Did having a professional musician as a father affect how she saw music as a career?

“Yes. Absolutely. My parents – both parents – really encouraged me to do a career in music. Whatever instrument. I had to do music in life, I think. They encouraged me to do this and to study and to push that as far that I can.”

But, at the same time, she said, her parents just wanted her “to be happy in music”. They told her she could stop music if she no longer liked it or couldn't envision herself in a musical career. “But I loved music and I always listened to music, so it was for me really natural to do this in life. And I am really happy to have a musical career.”

Her musical influences now include Brad Mehldau, Robert Glasper, Jef Neve, and Shai Maestro. “So I'm influenced by all those wonderful pianists, and I listen to lots!”

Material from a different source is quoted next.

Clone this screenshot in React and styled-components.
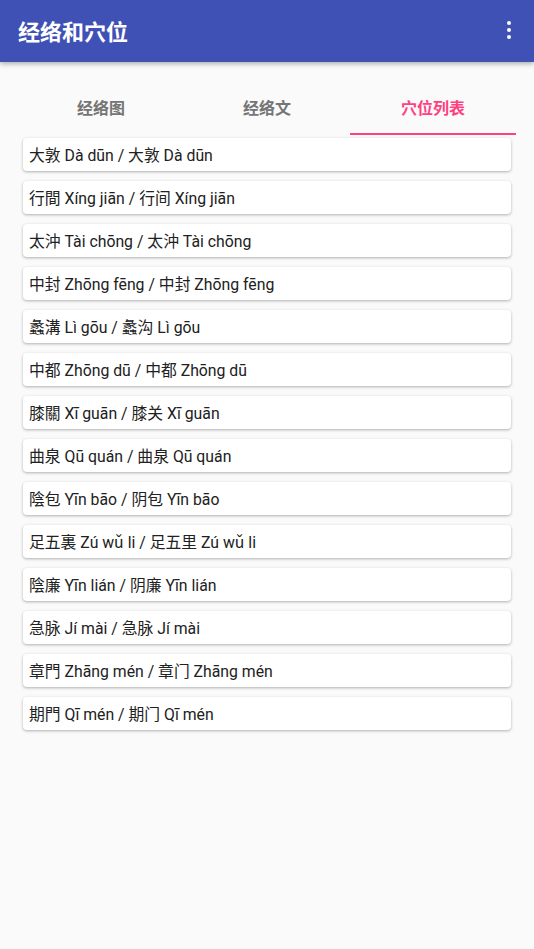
import React from 'react'
import styled, {createGlobalStyle} from 'styled-components'

const GlobalStyle = createGlobalStyle`
  html, body {
    margin: 0;
    padding: 0;
    background: #fafafa;
  }
  body {
    font-family: Roboto, 'Noto Sans CJK SC', sans-serif;
  }
`

const Page = styled.div`
  width: 534px;
  min-height: 949px;
  background: #fafafa;
`

const AppBar = styled.header`
  height: 62px;
  background: #3f51b5;
  display: flex;
  align-items: center;
  justify-content: space-between;
  padding: 0 19px 0 18px;
  box-sizing: border-box;
  box-shadow: 0 2px 5px rgba(0, 0, 0, 0.3);
  position: relative;
`

const Title = styled.h1`
  margin: 0;
  color: #fff;
  font-size: 22px;
  font-weight: 700;
  font-family: Roboto, 'Noto Sans CJK SC', sans-serif;
  margin-top: -2px;
`

const MenuButton = styled.div`
  display: flex;
  flex-direction: column;
  gap: 3px;
  align-items: center;
  padding: 4px;
  margin-top: -2px;
`

const Dot = styled.span`
  width: 4px;
  height: 4px;
  border-radius: 50%;
  background: #fff;
`

const Tabs = styled.nav`
  display: flex;
  margin: 13px 18px 0;
`

const Tab = styled.div`
  flex: 1;
  height: 60px;
  padding-top: 6px;
  display: flex;
  align-items: center;
  justify-content: center;
  font-size: 16px;
  font-weight: 700;
  color: ${p => (p.active ? '#ff4081' : '#757575')};
  border-bottom: 2px solid ${p => (p.active ? '#ff4081' : 'transparent')};
  box-sizing: border-box;
`

const List = styled.div`
  display: flex;
  flex-direction: column;
  gap: 10px;
  padding: 3px 23px 0;
`

const Card = styled.div`
  height: 33px;
  background: #fff;
  border-radius: 4px;
  box-shadow: 0 1px 3px rgba(0, 0, 0, 0.3);
  display: flex;
  align-items: center;
  padding: 0 6px;
  font-size: 15.8px;
  color: #212121;
  box-sizing: border-box;
`

const points = [
  '大敦 Dà dūn / 大敦 Dà dūn',
  '行間 Xíng jiān / 行间 Xíng jiān',
  '太沖 Tài chōng / 太沖 Tài chōng',
  '中封 Zhōng fēng / 中封 Zhōng fēng',
  '蠡溝 Lì gōu / 蠡沟 Lì gōu',
  '中都 Zhōng dū / 中都 Zhōng dū',
  '膝關 Xī guān / 膝关 Xī guān',
  '曲泉 Qū quán / 曲泉 Qū quán',
  '陰包 Yīn bāo / 阴包 Yīn bāo',
  '足五裏 Zú wǔ li / 足五里 Zú wǔ li',
  '陰廉 Yīn lián / 阴廉 Yīn lián',
  '急脉 Jí mài / 急脉 Jí mài',
  '章門 Zhāng mén / 章门 Zhāng mén',
  '期門 Qī mén / 期门 Qī mén'
]

export default function App() {
  return (
    <Page>
      <GlobalStyle />
      <AppBar>
        <Title>经络和穴位</Title>
        <MenuButton>
          <Dot />
          <Dot />
          <Dot />
        </MenuButton>
      </AppBar>
      <Tabs>
        <Tab>经络图</Tab>
        <Tab>经络文</Tab>
        <Tab active>穴位列表</Tab>
      </Tabs>
      <List>
        {points.map(p => (
          <Card key={p}>{p}</Card>
        ))}
      </List>
    </Page>
  )
}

Roussel was decisive in picking the other two members of her trio. She saw Cloutier performing with another group at the Festi-Jazz de Rimouski about four years ago, and invited him to play on her next album. She met Bédard during an audition at McGill University. “He was in the house band for the auditions, so we played together and that was it: I found him a really, really good bass player.”

The fact they've been performing together for several years adds to the music, she said. “We know the playing of the other members. We know a little bit of the reaction that we can have during a show. So the more we play together, the more we spend time together, not just in music but to eat together, to take time together, the playing of the trio is completely different, I think. And we can see it when we play with other musicians that we don't play really often [with]. So it's really cool, to have a chance to play with people for a really long time, and see the difference in the songs.”

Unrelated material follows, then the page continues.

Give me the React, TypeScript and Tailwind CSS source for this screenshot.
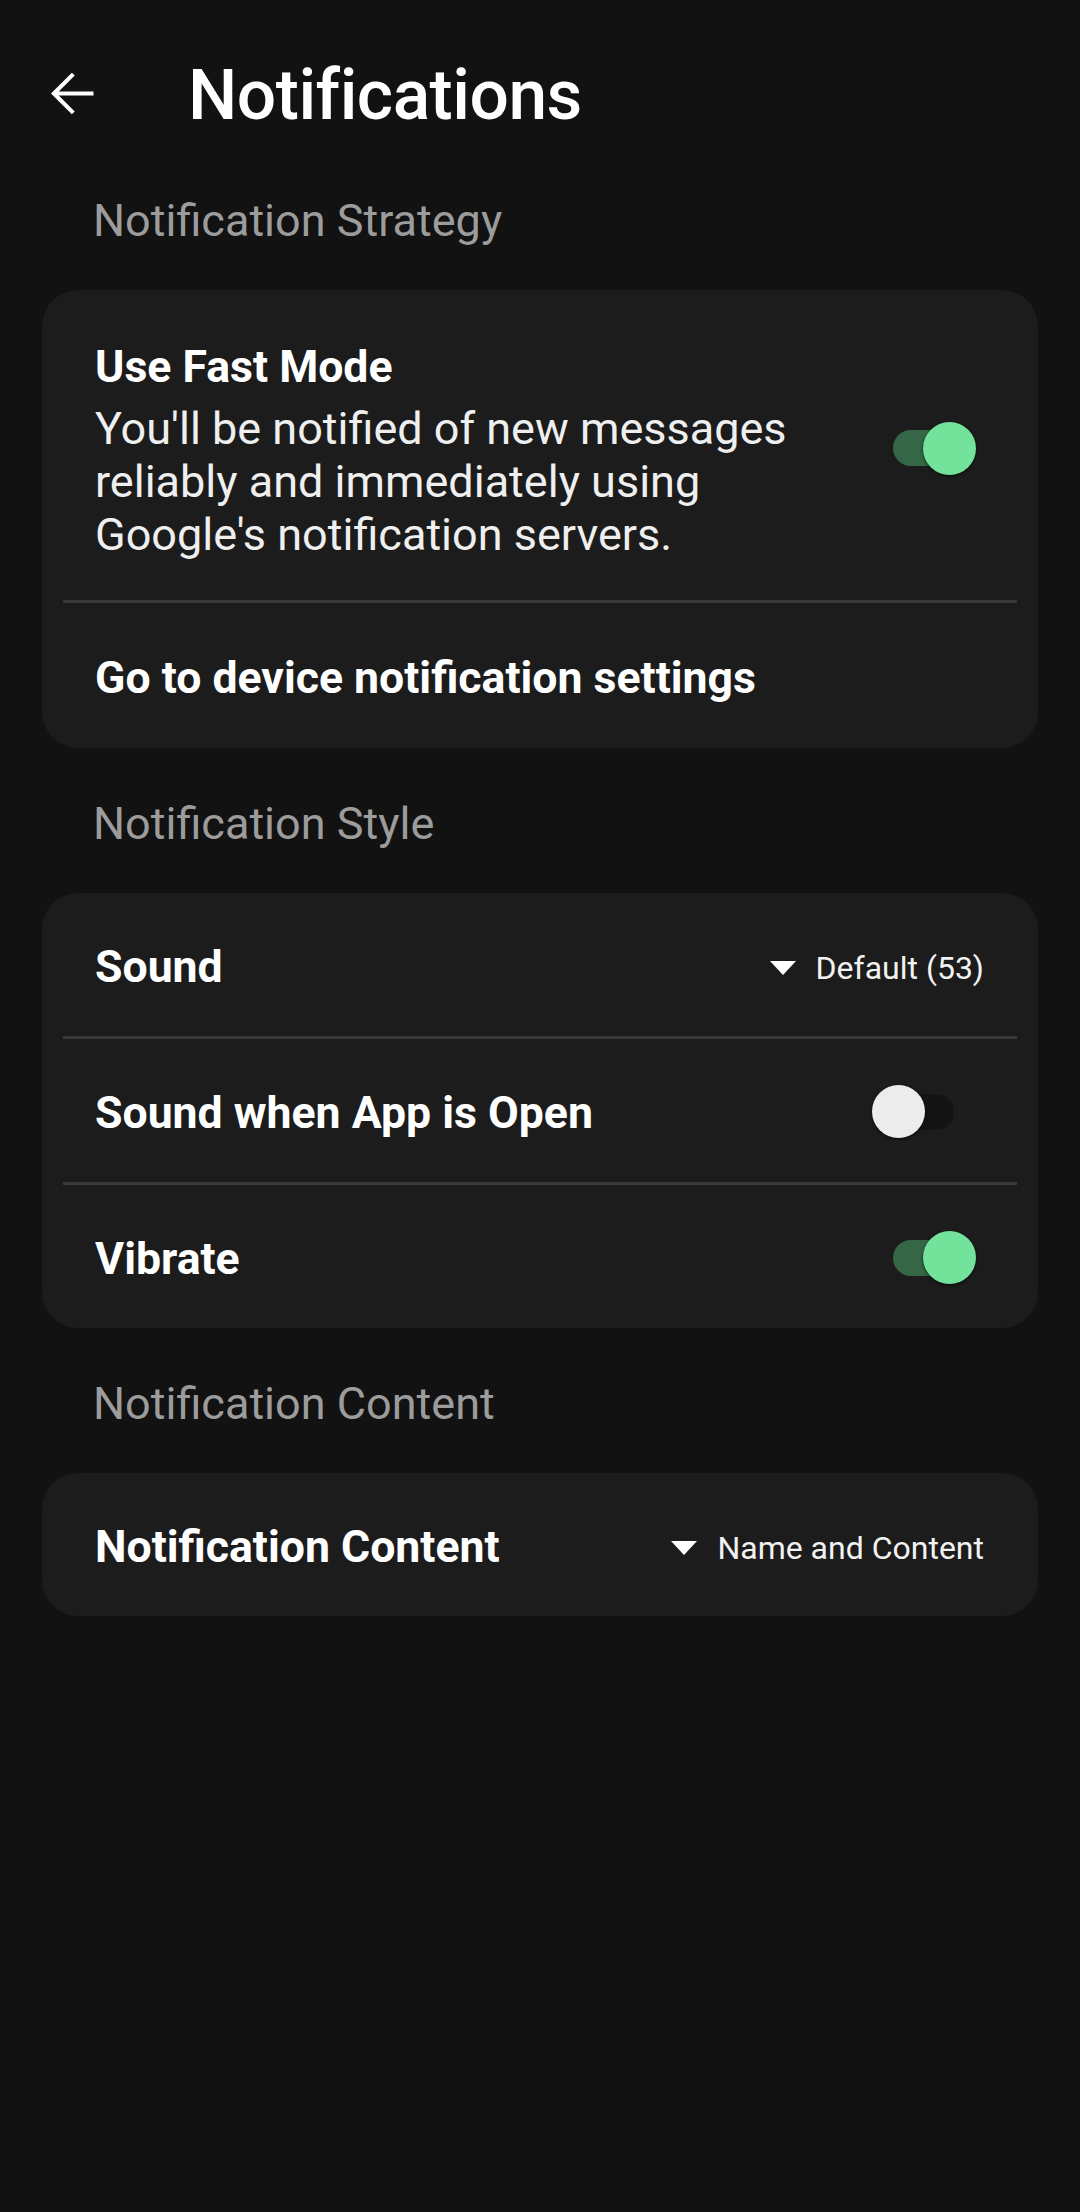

From string quartet to R&B groove

At Friday's concert, the trio will play songs from their last two albums – which went in very different directions. Transit [2013] featured the trio in dramatic conversation with a string quartet. Quantum [Effendi, 2015] added more groove and R&B colours to classic piano jazz, while retaining the melody and intimacy.

“It's jazz from now, that's really inspired by not just jazz music but also world music and also influenced by pop music, by R&B, by soul. It's cool now to have the mixes of all the musical styles incorporated in jazz compositions.”

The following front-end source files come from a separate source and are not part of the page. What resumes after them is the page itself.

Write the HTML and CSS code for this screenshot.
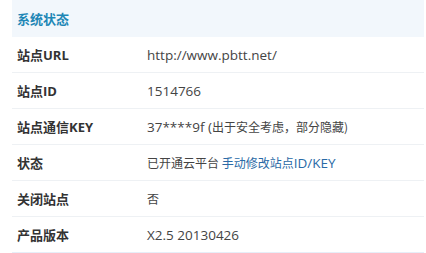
FILE: index.html
```html
<!DOCTYPE html>
<html lang="zh">
<head>
<meta charset="utf-8">
<title>系统状态</title>
<link rel="stylesheet" href="styles.css">
</head>
<body>
<div class="panel">
  <div class="panel-head">系统状态</div>
  <div class="row"><div class="label">站点URL</div><div class="value"><span class="en">http://www.pbtt.net/</span></div></div>
  <div class="row"><div class="label">站点ID</div><div class="value"><span class="en">1514766</span></div></div>
  <div class="row"><div class="label">站点通信KEY</div><div class="value"><span class="en">37****9f (</span>出于安全考虑，部分隐藏)</div></div>
  <div class="row"><div class="label">状态</div><div class="value">已开通云平台 <a class="link" href="#">手动修改站点<span class="en">ID/KEY</span></a></div></div>
  <div class="row"><div class="label">关闭站点</div><div class="value">否</div></div>
  <div class="row last"><div class="label">产品版本</div><div class="value"><span class="en">X2.5 20130426</span></div></div>
</div>
</body>
</html>
```
FILE: styles.css
```css
html, body {
  margin: 0;
  padding: 0;
  background: #ffffff;
}
body {
  font-family: "Open Sans", "Noto Sans CJK SC", sans-serif;
  font-size: 13px;
  color: #444;
}
.panel {
  margin-left: 12px;
  width: 412px;
}
.panel-head {
  height: 37px;
  display: flex;
  align-items: center;
  padding-left: 5px;
  background: #f2f7fc;
  color: #1f87b6;
  font-weight: bold;
  font-size: 13px;
  font-family: "Noto Sans CJK SC", sans-serif;
}
.row {
  display: flex;
  align-items: center;
  height: 35px;
  border-bottom: 1px solid #eef1f4;
}
.row.last {
  border-bottom-color: #e6eef8;
}
.label {
  width: 130px;
  padding-left: 5px;
  font-weight: bold;
  font-size: 13px;
  color: #333;
  font-family: "Open Sans", "Noto Sans CJK SC", sans-serif;
}
.value {
  flex: 1;
  color: #444;
  font-size: 12px;
  font-family: "Noto Sans CJK SC", sans-serif;
}
.en {
  font-family: "Open Sans", sans-serif;
  font-size: 13.5px;
}
.link {
  color: #2a6aa6;
  text-decoration: none;
}
```
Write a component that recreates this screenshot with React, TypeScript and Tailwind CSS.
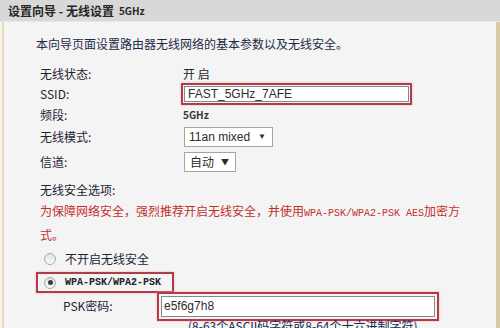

For Transit, Roussel said she involved the Quatuor Saint-Germain because “I was just interested by strings. I wanted to do a project. I found that the string quartet really blended well with the jazz trio – it's like chamber music for both sides. When you blend, you mix those two bands together that fits really, really well.”

“For me, it's just a transit in the world of classical [music] and of string quartet. To transit in that special world. I don't think we're going to do three albums with a string quartet. This is just a little moment in that environment.”

During the recording of that album, she said, she and Bédard and Cloutier realized they shared a love of R&B music. That love was reflected in their most recent album, Quantum, which was released in February.

Three of the tracks on the album feature Roussel on Fender Rhodes and Bédard on electric bass, which she said was his original instrument, before double bass.

“I think when I composed the pieces for Quantum, I just had that feel in my head. So I composed pieces with a little bit of R&B and groove and maybe soul are all influences in those pieces. It comes really naturally.”

The album is structured in sections, with interludes between: “We took parts of the main pieces and just rearranged the pieces to do the interludes. So there's a section of the piece but we completely transformed it to do an interlude. This is also so you can listen to the album from beginning to end and to feel like it's like a story.”

The album's sections – its quanta – are “contrasting, really different. Something lyric, something more melodic, and other sections more groovy, and more energetic."

One of the “electric” pieces is called “Club”, but it's not referring to a nightclub. “ 'Club' is for a club sandwich. [laughs] Yes, really. Not a joke. Because I don't know why, but this is like a running gag in the band and Dominic and Nicolas always want to eat a club sandwich – not always, but often – eat a club sandwich after the show. They really like that meal. So we did a tribute to the club sandwich.”

'Club' is for a club sandwich. This is like a running gag in the band and Dominic and Nicolas always want to eat a club sandwich – not always, but often – eat a club sandwich after the show. They really like that meal. So we did a tribute to the club sandwich.
– Emie R. Roussel

“De loin et de près” is a rethinking of a piece from Roussel's first CD called “De près et de loin”, with the style changed and more groove added. “Funambule” (Tightrope Walker) is about security and insecurity and balance and imbalance. “Marée haute” (High Tide) was inspired by the tides on the St. Lawrence River, which is particularly wide where Roussel lives in Rimouski – “the first part is really a ballad and the second part was like the high tide comes.”

A warm reception in Europe and Australia/NZ

In March, the trio toured Europe for the first time: six shows in Italy, Estonia, and France. “It was really cool! The audience was really nice and we had a really great welcome.”

Last December, they toured Australia and New Zealand, fulfilling a dream of Roussel's.

“I had a dream to visit Australia but I never thought that I would have the chance to play there. It's funny because I discovered Australia with [the TV cooking show] MasterChef Australia. I really like that TV show so I learned a little about Australia with that.”

The first show of that tour was at the Melbourne Women's Jazz Festival, a festival for bands led by women, followed by two more shows in Australia and two in NZ. And strangely enough, she said, the audiences there were much like those in Quebec: “really warm, chaleureux”.

Roussel said she would probably start composing again in the summer. Would she continue in the groove-oriented style of this latest CD?

“Maybe. But I always want to compose what I have in my head for a precise moment. I don't want to block myself by having a precise goal in my head. When I compose, I just want to compose what I have to give at the time.”

For the moment, the trio will continue to perform and promote the new album, she said.

“And just try to never stop, to create and never stop, to play with the trio. We'll just continue with Quantum for the moment and we will incorporate new pieces, probably in autumn.”